Today, the Supreme Court of Canada issued a decision in R v Wong holding that an accused who enters into a truly uninformed plea of guilty – i.e., a plea made when an accused is unaware of legally relevant consequences at the time of plea – may withdraw a plea, but only if they show, via an affidavit, that he or she would have opted for trial and plead not guilty or would have plead guilty but with different conditions.
The CCLA intervened in R v Wong to defend access to justice for accused persons. At issue in R v Wong was Mr. Wong’s decision to plead guilty to a criminal offense without being informed that his plea would subject him to automatic deportation under Canada’s immigration laws and that he would have no ability to appeal his deportation if he received a sentence of six months or longer. When informed of the consequences of his plea, Mr. Wong sought to withdraw the plea and restore his right to a fair trial. While the majority found that Mr. Wong entered an uninformed plea insofar as he was unaware of the important immigration consequences of his plea, it rejected his attempt to withdraw his plea on the grounds that he failed to depose to what he would have done differently in the plea process had he been informed of these consequences.
In our intervention, we argued that the decision to plead guilty or not guilty is one of the most important decisions in a criminal case and is the exclusive province of the accused person. An accused’s decision to plead guilty – and thereby waive this right to a fair trial – must be undertaken with knowledge of the effect and consequences of that plea. A truly uninformed plea is nothing less than an affront to a fair and just criminal justice system. A single and straightforward remedy should therefore be available to an accused who enters into a truly uninformed plea: vacate the plea and restore their right to a fair trial.
The majority rightly held, in line with our submissions, that an accused has exclusive domain over the decision to plead guilty and that a guilty plea must always be informed. Accordingly, an accused need not show a viable defense to a charge in order withdraw a plea on procedural grounds. However, by requiring an accused to always show, via an affidavit, that they would have went to trial or would have only have plead guilty subject to different conditions, the decision places a significant procedural burden on blameless individuals who have been deprived of their right to a fair trial, a burden that will fall most heavily on self-represented and other marginalized accused.

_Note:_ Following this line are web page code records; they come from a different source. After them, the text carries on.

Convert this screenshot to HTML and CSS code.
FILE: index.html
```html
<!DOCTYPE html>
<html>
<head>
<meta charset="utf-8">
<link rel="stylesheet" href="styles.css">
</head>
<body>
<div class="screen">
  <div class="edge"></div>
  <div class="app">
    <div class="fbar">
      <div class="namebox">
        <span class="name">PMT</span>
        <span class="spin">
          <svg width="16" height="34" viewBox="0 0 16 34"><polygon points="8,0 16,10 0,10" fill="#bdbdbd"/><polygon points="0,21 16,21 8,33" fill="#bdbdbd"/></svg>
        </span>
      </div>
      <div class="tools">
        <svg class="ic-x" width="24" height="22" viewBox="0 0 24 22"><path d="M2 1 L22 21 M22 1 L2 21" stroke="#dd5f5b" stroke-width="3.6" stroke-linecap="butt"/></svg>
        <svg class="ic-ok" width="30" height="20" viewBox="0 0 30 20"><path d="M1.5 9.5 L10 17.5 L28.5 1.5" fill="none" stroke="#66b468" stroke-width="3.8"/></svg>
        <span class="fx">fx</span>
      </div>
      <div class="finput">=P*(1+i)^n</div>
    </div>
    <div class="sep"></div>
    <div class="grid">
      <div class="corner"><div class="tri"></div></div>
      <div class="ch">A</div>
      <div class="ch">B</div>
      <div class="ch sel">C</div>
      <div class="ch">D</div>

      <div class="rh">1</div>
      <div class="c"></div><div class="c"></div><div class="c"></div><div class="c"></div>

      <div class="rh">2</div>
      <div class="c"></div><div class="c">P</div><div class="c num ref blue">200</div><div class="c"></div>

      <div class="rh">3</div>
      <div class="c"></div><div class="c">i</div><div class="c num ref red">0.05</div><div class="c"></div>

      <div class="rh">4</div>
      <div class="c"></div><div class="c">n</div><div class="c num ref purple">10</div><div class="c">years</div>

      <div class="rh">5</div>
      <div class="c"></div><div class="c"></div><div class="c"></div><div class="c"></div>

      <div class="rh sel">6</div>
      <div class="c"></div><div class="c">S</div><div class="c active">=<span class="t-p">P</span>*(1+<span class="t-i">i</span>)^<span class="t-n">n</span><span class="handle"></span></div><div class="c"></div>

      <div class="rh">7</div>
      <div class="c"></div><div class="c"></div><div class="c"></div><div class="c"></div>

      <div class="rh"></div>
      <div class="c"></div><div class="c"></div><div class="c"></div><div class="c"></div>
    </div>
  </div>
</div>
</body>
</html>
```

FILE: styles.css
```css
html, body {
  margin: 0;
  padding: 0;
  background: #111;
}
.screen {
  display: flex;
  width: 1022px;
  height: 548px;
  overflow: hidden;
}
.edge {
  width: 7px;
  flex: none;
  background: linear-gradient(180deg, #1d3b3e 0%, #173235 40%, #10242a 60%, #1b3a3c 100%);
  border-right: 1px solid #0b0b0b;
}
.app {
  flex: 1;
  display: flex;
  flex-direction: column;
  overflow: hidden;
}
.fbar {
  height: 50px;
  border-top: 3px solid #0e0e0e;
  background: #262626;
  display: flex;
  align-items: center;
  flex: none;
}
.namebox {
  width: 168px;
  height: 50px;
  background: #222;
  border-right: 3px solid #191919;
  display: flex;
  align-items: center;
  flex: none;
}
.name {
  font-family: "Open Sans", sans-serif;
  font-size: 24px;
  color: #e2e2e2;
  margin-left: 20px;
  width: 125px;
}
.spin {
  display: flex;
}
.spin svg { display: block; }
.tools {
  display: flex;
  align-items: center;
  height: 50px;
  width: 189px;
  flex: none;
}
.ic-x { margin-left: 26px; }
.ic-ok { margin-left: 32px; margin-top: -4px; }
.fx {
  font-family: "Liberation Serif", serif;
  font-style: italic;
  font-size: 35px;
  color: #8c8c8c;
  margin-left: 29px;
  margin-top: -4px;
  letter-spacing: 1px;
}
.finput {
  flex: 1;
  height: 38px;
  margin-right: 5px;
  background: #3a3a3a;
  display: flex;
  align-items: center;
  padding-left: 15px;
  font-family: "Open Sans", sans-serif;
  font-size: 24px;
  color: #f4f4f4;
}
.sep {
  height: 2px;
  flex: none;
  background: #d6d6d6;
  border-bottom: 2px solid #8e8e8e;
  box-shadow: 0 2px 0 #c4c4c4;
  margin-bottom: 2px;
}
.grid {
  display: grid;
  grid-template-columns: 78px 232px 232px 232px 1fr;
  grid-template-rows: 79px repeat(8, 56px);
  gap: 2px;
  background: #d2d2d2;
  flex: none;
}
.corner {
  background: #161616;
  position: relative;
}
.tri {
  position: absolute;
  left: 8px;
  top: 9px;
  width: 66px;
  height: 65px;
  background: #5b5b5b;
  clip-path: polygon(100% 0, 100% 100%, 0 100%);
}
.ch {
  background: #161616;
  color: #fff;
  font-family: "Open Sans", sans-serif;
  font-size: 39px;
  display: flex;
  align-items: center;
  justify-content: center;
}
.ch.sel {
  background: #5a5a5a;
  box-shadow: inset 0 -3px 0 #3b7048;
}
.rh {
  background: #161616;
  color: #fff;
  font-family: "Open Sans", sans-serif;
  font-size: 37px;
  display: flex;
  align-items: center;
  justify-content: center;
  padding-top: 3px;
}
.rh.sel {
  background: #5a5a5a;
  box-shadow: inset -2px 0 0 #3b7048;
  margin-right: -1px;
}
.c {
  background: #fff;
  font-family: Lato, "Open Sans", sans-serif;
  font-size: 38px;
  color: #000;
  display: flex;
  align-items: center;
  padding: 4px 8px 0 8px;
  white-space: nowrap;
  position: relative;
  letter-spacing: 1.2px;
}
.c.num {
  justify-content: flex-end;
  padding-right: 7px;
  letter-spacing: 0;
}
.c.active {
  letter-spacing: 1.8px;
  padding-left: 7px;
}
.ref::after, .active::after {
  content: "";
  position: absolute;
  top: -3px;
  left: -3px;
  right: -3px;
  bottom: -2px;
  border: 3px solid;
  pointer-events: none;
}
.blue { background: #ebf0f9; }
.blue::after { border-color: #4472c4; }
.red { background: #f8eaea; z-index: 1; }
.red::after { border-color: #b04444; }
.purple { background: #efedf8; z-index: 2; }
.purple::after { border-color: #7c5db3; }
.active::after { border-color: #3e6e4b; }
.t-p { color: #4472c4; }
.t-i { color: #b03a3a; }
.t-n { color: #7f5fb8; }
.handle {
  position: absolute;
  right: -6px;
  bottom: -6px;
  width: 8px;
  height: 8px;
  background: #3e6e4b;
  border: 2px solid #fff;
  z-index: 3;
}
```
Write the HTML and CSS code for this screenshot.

While the majority reasons affirm an accused’s exclusive domain over the decision to plead guilty, the fate of Mr. Wong sends a clear message to plea courts, trial judges, and counsel across Canada: guilty pleas must be informed because defendants will often be stuck with a plea once the conviction is entered. The result also sends a clear message to provinces to invest in legal aid to ensure that defendants are sufficiently aware of the significant consequences that flow from a guilty plea.
CCLA was represented in its intervention by Anil Kapoor and Ian Kasper of Kapoor Barristers.